I am struggling to find a way to check if every other number in my list is of an alternating parity (i.e. even, odd, even, odd, etc.)
[1,2,3,4] # odd, even, odd, even (True, because they alternate)
[1,3,2,4] # odd, odd, even, even (False, because they don't alternate)
Anyone have any idea how I can check for this?
You can use the Python modulus operator % on adjacent values within an input list and check for equality while iterating.

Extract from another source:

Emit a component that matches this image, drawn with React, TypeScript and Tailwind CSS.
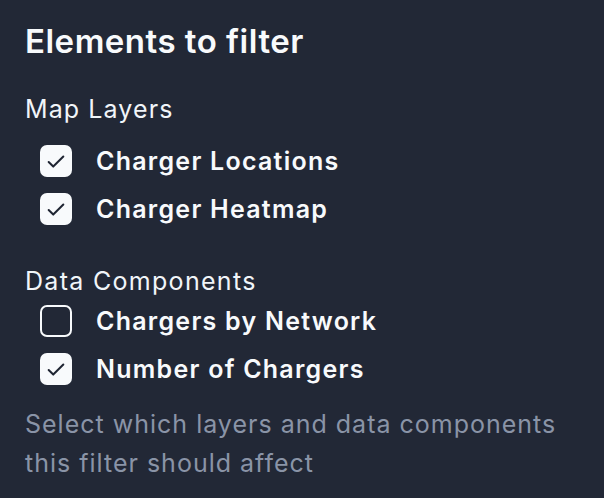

If you choose this route and efficiency is a concern, I advise you use 3rd party libraries such as NumPy / numba so the iteration does not take place at Python level:
from numba import jit
@jit(nopython=True)
def check_alt_parity(L):
for i in range(len(L)-1):
if L[i] % 2 == L[i+1] % 2:
return False
return True
def check_alt_parity_list(L):
for i in range(len(L)-1):
if L[i] % 2 == L[i+1] % 2:
return False
return True
A = [1, 2, 3, 4] * 10000
B = [1, 3, 2, 4] * 10000
%timeit check_alt_parity(A) # 780 µs
%timeit check_alt_parity_list(A) # 9.09 ms
Try this function, l for list comprehension and getting bool for odd or even, then checking if all are true (the every second even index element is all True or all False, and same with every odd index element:
def oddeven_alter(l):
l=[i%2 for i in l]
return all([any([all(l[::2]),all(not i for i in l[::2])]),any([all(l[1::2]),all(not i for i in l[1::2])])])
)
print(oddeven_alter([1,2,3,4]))
print(oddeven_alter([1,3,2,4]))
Output:
True
False
Kind of complex looking tho
Here
def alter(ls):
for i in range(len(ls)-1):
if ls[i]%2 == ls[i+1]%2:
return False
return True
You can iterate over all indices of your sequence and then compare it with the next one:
def is_alternating_parity(seq):
for i in range(len(seq) - 1):
if seq[i] % 2 == seq[i + 1] % 2:
return False
return True
print(is_alternating_parity([1, 2, 3, 4])) # True
print(is_alternating_parity([1, 3, 2, 4])) # False